## WHAT IS NEEDED
Gather every line holding the string "index".
** start STORED RECORDS **
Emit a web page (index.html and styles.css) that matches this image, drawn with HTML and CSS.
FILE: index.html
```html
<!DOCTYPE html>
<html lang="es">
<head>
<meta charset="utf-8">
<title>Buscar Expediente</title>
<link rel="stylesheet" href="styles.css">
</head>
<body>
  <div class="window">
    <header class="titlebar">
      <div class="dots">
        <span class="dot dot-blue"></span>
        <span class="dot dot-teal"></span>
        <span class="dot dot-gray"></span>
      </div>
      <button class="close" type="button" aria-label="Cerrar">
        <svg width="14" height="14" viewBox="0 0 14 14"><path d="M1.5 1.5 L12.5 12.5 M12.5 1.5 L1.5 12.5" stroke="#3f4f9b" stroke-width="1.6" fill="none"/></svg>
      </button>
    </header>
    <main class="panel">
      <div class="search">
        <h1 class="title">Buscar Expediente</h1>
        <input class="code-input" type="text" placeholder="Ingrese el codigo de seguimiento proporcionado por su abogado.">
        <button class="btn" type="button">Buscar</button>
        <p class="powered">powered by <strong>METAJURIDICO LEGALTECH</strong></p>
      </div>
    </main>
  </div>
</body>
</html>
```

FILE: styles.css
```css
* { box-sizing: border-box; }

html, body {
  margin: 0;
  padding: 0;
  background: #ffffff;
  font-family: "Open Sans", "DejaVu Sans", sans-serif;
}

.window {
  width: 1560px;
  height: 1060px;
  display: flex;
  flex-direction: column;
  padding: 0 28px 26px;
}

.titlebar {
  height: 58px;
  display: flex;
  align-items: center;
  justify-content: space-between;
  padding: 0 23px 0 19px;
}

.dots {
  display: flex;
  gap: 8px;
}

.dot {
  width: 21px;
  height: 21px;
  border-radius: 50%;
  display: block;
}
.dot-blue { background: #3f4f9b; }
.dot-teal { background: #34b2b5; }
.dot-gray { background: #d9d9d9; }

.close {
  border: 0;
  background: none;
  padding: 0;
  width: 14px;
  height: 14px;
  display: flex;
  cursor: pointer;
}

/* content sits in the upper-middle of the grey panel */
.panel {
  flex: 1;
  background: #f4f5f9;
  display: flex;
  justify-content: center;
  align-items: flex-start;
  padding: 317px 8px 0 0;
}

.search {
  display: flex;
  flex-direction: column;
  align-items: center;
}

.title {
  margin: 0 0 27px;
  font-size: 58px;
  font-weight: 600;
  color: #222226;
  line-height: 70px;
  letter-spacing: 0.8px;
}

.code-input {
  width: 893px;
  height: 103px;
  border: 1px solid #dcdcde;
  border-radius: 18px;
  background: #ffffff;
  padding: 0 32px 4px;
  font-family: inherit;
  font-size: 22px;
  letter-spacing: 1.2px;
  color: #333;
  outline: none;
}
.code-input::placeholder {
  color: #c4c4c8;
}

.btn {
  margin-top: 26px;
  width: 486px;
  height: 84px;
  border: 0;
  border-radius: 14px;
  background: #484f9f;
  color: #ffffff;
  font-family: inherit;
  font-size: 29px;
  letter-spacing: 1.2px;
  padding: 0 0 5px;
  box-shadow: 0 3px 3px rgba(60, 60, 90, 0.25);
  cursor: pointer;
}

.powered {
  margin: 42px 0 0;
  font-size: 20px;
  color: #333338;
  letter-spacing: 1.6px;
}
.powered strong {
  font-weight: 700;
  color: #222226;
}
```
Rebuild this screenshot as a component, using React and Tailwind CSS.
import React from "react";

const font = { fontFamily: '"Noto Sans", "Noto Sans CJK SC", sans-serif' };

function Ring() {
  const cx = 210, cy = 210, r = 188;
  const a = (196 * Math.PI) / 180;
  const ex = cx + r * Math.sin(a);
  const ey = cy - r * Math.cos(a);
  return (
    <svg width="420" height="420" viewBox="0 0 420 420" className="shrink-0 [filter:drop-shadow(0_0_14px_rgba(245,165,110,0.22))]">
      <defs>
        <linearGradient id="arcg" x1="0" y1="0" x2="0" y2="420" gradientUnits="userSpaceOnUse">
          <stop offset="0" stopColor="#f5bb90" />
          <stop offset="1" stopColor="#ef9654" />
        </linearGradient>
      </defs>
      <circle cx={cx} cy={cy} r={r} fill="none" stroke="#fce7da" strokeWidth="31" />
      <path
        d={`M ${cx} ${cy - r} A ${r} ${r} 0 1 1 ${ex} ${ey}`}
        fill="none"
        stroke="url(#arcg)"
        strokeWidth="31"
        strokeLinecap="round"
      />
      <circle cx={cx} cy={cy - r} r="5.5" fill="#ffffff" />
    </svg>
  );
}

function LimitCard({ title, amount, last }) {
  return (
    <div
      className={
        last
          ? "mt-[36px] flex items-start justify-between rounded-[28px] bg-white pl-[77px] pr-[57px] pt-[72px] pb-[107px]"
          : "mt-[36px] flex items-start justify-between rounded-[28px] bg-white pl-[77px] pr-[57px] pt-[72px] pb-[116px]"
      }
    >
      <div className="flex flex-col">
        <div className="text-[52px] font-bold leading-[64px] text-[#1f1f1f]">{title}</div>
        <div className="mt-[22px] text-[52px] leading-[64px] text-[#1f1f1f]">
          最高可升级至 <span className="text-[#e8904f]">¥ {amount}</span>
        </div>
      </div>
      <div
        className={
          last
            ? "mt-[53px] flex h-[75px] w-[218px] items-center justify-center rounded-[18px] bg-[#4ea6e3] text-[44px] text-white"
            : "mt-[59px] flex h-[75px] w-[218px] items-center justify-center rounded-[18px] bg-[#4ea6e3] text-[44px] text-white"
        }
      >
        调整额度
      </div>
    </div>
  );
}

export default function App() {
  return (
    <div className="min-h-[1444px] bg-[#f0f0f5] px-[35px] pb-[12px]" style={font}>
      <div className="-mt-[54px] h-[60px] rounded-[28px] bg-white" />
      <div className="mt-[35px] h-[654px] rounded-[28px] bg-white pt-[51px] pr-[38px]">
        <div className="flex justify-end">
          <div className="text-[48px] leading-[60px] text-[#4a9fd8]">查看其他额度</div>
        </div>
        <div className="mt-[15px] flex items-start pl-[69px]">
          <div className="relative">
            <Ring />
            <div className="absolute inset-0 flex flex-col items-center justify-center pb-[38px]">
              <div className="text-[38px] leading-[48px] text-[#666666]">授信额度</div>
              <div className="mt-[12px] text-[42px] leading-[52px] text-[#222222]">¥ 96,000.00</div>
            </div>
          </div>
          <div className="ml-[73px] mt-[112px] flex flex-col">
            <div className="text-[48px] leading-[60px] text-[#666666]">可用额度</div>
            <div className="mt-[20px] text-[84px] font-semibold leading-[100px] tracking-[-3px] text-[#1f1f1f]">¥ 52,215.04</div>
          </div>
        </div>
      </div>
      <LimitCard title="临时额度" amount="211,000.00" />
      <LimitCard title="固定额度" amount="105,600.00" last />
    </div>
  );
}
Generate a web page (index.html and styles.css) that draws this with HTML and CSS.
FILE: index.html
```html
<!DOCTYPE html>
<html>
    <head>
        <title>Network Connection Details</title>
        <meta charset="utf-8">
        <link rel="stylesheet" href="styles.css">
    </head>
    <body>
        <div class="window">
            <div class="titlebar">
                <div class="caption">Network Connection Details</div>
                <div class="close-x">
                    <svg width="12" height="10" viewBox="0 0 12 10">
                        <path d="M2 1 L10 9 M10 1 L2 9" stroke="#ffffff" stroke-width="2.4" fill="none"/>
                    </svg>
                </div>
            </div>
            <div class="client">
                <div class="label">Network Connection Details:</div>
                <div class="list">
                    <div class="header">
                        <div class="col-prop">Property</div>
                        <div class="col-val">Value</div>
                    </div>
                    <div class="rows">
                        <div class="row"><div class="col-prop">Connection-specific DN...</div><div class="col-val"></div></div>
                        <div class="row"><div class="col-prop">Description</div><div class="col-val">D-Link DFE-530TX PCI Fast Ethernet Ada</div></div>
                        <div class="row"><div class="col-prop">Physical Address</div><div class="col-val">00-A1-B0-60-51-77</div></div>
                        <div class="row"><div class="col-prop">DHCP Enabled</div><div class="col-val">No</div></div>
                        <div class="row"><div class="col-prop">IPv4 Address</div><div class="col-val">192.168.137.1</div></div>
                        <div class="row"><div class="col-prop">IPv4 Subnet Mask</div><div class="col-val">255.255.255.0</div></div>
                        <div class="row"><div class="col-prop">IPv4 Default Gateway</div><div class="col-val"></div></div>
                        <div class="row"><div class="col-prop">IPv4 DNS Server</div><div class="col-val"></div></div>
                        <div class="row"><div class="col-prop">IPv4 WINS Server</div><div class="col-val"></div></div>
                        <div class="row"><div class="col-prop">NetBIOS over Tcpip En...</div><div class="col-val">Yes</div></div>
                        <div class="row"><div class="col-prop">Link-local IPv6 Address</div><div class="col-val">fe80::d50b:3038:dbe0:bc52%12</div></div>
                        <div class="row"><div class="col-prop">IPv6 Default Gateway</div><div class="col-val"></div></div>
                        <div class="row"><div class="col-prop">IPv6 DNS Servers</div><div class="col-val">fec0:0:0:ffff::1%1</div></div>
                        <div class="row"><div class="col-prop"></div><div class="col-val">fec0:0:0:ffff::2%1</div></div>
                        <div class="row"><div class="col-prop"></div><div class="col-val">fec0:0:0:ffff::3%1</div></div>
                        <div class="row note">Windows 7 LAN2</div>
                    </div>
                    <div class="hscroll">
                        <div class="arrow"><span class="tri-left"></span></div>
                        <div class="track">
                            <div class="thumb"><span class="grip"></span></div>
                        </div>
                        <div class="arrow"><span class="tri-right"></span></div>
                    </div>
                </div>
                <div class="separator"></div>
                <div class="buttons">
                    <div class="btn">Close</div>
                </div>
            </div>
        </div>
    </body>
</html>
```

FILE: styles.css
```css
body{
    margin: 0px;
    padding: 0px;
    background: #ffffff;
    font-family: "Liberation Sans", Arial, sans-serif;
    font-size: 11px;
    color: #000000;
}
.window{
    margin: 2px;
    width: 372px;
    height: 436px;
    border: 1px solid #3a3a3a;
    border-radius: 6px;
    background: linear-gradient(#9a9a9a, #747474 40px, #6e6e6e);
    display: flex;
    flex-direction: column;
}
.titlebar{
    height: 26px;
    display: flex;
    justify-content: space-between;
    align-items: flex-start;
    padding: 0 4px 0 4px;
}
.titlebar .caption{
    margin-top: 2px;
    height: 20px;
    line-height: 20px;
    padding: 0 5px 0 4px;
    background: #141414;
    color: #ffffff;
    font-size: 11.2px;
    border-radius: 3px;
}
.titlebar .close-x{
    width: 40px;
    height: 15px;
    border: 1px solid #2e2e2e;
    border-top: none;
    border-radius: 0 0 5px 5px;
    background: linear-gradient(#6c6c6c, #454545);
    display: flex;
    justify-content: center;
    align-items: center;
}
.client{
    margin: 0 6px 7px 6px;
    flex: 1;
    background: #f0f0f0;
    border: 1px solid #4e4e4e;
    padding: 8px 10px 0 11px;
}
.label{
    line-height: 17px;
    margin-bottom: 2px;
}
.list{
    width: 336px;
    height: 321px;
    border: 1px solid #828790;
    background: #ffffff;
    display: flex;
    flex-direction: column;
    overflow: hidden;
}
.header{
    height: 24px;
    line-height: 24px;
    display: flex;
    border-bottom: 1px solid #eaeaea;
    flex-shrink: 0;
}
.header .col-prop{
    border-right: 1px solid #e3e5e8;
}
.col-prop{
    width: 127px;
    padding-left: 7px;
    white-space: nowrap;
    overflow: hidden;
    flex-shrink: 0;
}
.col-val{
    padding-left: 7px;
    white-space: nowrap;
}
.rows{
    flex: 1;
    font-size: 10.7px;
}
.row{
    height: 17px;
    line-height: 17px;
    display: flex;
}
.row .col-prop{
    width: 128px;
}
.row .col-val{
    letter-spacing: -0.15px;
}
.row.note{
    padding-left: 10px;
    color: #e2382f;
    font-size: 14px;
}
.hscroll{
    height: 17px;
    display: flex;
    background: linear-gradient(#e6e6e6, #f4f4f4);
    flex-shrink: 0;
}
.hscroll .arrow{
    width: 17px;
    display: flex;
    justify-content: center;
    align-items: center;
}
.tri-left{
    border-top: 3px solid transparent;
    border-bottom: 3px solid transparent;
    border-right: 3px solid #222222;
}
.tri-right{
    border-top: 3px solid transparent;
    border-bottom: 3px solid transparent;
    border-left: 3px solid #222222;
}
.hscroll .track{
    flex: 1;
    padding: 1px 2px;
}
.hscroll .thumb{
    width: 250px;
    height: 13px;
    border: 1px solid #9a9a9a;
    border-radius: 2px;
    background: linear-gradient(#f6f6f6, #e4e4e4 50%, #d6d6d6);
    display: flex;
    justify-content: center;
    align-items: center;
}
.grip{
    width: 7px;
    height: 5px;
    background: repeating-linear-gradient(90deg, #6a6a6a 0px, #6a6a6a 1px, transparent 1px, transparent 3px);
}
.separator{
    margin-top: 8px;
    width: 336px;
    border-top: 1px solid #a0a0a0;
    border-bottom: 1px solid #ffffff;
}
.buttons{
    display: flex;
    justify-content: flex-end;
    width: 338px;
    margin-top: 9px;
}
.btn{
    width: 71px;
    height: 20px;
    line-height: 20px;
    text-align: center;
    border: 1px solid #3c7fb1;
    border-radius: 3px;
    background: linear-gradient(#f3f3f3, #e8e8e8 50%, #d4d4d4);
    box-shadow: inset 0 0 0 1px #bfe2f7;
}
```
** end STORED RECORDS **
## RESULT BELOW
Emit a web page (index.html and styles.css) that matches this image, drawn with HTML and CSS.
FILE: index.html
Generate a web page (index.html and styles.css) that draws this with HTML and CSS.
FILE: index.html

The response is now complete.